▶ _WHAT YOU HAVE TO DO_: Give the data again exactly as written, skipping any pictures.

_ _ _ _

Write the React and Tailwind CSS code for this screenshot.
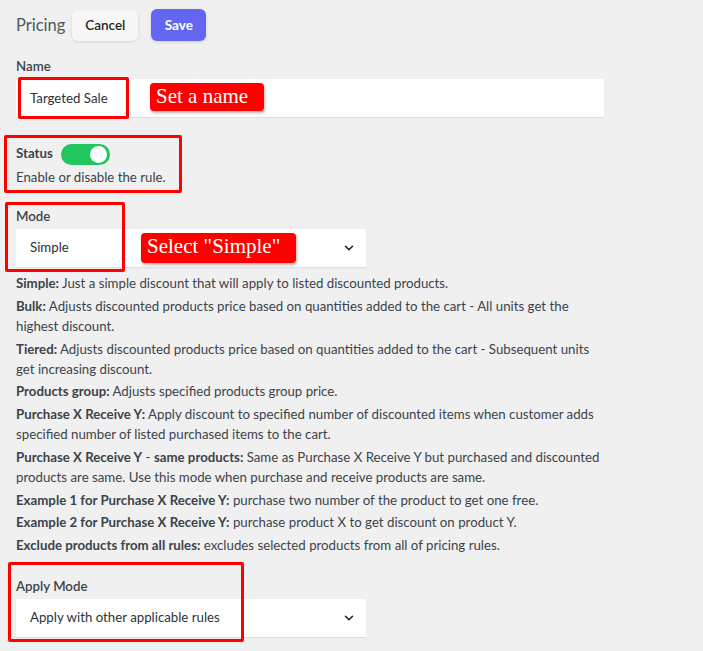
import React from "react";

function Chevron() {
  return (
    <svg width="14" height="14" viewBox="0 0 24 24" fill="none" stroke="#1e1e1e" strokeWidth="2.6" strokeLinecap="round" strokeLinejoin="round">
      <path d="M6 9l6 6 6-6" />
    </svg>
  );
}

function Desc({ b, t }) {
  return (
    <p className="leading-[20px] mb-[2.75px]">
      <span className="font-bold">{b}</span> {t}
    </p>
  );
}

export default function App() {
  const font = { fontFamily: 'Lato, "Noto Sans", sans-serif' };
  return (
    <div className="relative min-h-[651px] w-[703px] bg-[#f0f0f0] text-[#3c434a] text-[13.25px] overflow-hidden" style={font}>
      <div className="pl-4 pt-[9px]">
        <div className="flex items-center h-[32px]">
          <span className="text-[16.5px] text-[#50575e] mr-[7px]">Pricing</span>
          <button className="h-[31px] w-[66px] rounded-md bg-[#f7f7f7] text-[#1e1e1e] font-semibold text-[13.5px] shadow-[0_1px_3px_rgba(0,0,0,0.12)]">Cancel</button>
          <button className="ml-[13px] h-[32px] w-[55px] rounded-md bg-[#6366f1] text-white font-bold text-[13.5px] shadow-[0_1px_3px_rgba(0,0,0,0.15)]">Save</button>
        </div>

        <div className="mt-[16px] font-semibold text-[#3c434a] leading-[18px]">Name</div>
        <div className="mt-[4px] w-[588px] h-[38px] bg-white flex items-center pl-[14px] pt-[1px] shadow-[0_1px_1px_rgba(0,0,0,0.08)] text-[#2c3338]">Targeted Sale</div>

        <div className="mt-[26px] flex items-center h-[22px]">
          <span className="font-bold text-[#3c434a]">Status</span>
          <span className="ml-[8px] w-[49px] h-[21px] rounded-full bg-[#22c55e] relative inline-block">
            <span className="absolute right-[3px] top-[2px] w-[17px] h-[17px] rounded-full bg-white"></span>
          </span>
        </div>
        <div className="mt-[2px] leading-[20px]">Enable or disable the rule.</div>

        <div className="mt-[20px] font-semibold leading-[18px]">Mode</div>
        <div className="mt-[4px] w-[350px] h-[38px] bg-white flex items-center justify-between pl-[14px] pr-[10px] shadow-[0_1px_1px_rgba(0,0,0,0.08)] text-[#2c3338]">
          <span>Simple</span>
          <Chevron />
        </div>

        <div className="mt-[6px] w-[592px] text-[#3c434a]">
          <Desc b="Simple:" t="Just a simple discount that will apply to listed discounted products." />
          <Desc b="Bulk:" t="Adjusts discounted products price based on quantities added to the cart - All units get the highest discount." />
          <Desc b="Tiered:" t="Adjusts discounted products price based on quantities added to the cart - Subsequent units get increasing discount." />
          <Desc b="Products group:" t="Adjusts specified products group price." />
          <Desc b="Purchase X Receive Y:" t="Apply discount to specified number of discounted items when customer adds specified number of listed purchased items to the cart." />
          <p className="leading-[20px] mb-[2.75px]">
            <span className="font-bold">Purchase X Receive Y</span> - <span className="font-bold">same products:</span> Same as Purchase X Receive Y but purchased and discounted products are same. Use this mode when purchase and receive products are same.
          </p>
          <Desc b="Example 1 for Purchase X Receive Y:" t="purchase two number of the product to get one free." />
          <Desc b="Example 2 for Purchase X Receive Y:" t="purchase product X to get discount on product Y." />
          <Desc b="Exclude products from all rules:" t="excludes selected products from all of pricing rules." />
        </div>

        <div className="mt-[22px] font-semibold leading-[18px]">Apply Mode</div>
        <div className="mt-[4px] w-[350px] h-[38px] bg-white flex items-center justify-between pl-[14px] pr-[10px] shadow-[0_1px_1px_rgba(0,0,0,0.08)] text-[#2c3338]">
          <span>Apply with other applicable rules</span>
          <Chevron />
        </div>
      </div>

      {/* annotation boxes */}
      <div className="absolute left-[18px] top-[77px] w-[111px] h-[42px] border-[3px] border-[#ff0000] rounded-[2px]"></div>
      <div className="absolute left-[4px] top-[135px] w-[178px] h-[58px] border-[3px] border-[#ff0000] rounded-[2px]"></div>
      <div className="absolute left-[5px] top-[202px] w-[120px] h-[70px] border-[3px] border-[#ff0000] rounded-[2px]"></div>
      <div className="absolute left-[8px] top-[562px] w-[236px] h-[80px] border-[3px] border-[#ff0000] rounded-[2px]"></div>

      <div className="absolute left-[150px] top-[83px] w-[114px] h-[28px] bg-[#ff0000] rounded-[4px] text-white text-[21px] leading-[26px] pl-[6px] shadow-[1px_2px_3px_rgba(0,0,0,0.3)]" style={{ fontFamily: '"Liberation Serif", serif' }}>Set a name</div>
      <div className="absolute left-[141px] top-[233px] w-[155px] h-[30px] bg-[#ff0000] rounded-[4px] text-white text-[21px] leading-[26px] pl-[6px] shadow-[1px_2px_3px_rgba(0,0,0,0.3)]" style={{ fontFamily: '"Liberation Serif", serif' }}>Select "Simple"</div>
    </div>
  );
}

_ _ _ _

▶ _FINAL ANSWER_:
Write the React and Tailwind CSS code for this screenshot.
import React from "react";

function Chevron() {
  return (
    <svg width="14" height="14" viewBox="0 0 24 24" fill="none" stroke="#1e1e1e" strokeWidth="2.6" strokeLinecap="round" strokeLinejoin="round">
      <path d="M6 9l6 6 6-6" />
    </svg>
  );
}

function Desc({ b, t }) {
  return (
    <p className="leading-[20px] mb-[2.75px]">
      <span className="font-bold">{b}</span> {t}
    </p>
  );
}

export default function App() {
  const font = { fontFamily: 'Lato, "Noto Sans", sans-serif' };
  return (
    <div className="relative min-h-[651px] w-[703px] bg-[#f0f0f0] text-[#3c434a] text-[13.25px] overflow-hidden" style={font}>
      <div className="pl-4 pt-[9px]">
        <div className="flex items-center h-[32px]">
          <span className="text-[16.5px] text-[#50575e] mr-[7px]">Pricing</span>
          <button className="h-[31px] w-[66px] rounded-md bg-[#f7f7f7] text-[#1e1e1e] font-semibold text-[13.5px] shadow-[0_1px_3px_rgba(0,0,0,0.12)]">Cancel</button>
          <button className="ml-[13px] h-[32px] w-[55px] rounded-md bg-[#6366f1] text-white font-bold text-[13.5px] shadow-[0_1px_3px_rgba(0,0,0,0.15)]">Save</button>
        </div>

        <div className="mt-[16px] font-semibold text-[#3c434a] leading-[18px]">Name</div>
        <div className="mt-[4px] w-[588px] h-[38px] bg-white flex items-center pl-[14px] pt-[1px] shadow-[0_1px_1px_rgba(0,0,0,0.08)] text-[#2c3338]">Targeted Sale</div>

        <div className="mt-[26px] flex items-center h-[22px]">
          <span className="font-bold text-[#3c434a]">Status</span>
          <span className="ml-[8px] w-[49px] h-[21px] rounded-full bg-[#22c55e] relative inline-block">
            <span className="absolute right-[3px] top-[2px] w-[17px] h-[17px] rounded-full bg-white"></span>
          </span>
        </div>
        <div className="mt-[2px] leading-[20px]">Enable or disable the rule.</div>

        <div className="mt-[20px] font-semibold leading-[18px]">Mode</div>
        <div className="mt-[4px] w-[350px] h-[38px] bg-white flex items-center justify-between pl-[14px] pr-[10px] shadow-[0_1px_1px_rgba(0,0,0,0.08)] text-[#2c3338]">
          <span>Simple</span>
          <Chevron />
        </div>

        <div className="mt-[6px] w-[592px] text-[#3c434a]">
          <Desc b="Simple:" t="Just a simple discount that will apply to listed discounted products." />
          <Desc b="Bulk:" t="Adjusts discounted products price based on quantities added to the cart - All units get the highest discount." />
          <Desc b="Tiered:" t="Adjusts discounted products price based on quantities added to the cart - Subsequent units get increasing discount." />
          <Desc b="Products group:" t="Adjusts specified products group price." />
          <Desc b="Purchase X Receive Y:" t="Apply discount to specified number of discounted items when customer adds specified number of listed purchased items to the cart." />
          <p className="leading-[20px] mb-[2.75px]">
            <span className="font-bold">Purchase X Receive Y</span> - <span className="font-bold">same products:</span> Same as Purchase X Receive Y but purchased and discounted products are same. Use this mode when purchase and receive products are same.
          </p>
          <Desc b="Example 1 for Purchase X Receive Y:" t="purchase two number of the product to get one free." />
          <Desc b="Example 2 for Purchase X Receive Y:" t="purchase product X to get discount on product Y." />
          <Desc b="Exclude products from all rules:" t="excludes selected products from all of pricing rules." />
        </div>

        <div className="mt-[22px] font-semibold leading-[18px]">Apply Mode</div>
        <div className="mt-[4px] w-[350px] h-[38px] bg-white flex items-center justify-between pl-[14px] pr-[10px] shadow-[0_1px_1px_rgba(0,0,0,0.08)] text-[#2c3338]">
          <span>Apply with other applicable rules</span>
          <Chevron />
        </div>
      </div>

      {/* annotation boxes */}
      <div className="absolute left-[18px] top-[77px] w-[111px] h-[42px] border-[3px] border-[#ff0000] rounded-[2px]"></div>
      <div className="absolute left-[4px] top-[135px] w-[178px] h-[58px] border-[3px] border-[#ff0000] rounded-[2px]"></div>
      <div className="absolute left-[5px] top-[202px] w-[120px] h-[70px] border-[3px] border-[#ff0000] rounded-[2px]"></div>
      <div className="absolute left-[8px] top-[562px] w-[236px] h-[80px] border-[3px] border-[#ff0000] rounded-[2px]"></div>

      <div className="absolute left-[150px] top-[83px] w-[114px] h-[28px] bg-[#ff0000] rounded-[4px] text-white text-[21px] leading-[26px] pl-[6px] shadow-[1px_2px_3px_rgba(0,0,0,0.3)]" style={{ fontFamily: '"Liberation Serif", serif' }}>Set a name</div>
      <div className="absolute left-[141px] top-[233px] w-[155px] h-[30px] bg-[#ff0000] rounded-[4px] text-white text-[21px] leading-[26px] pl-[6px] shadow-[1px_2px_3px_rgba(0,0,0,0.3)]" style={{ fontFamily: '"Liberation Serif", serif' }}>Select "Simple"</div>
    </div>
  );
}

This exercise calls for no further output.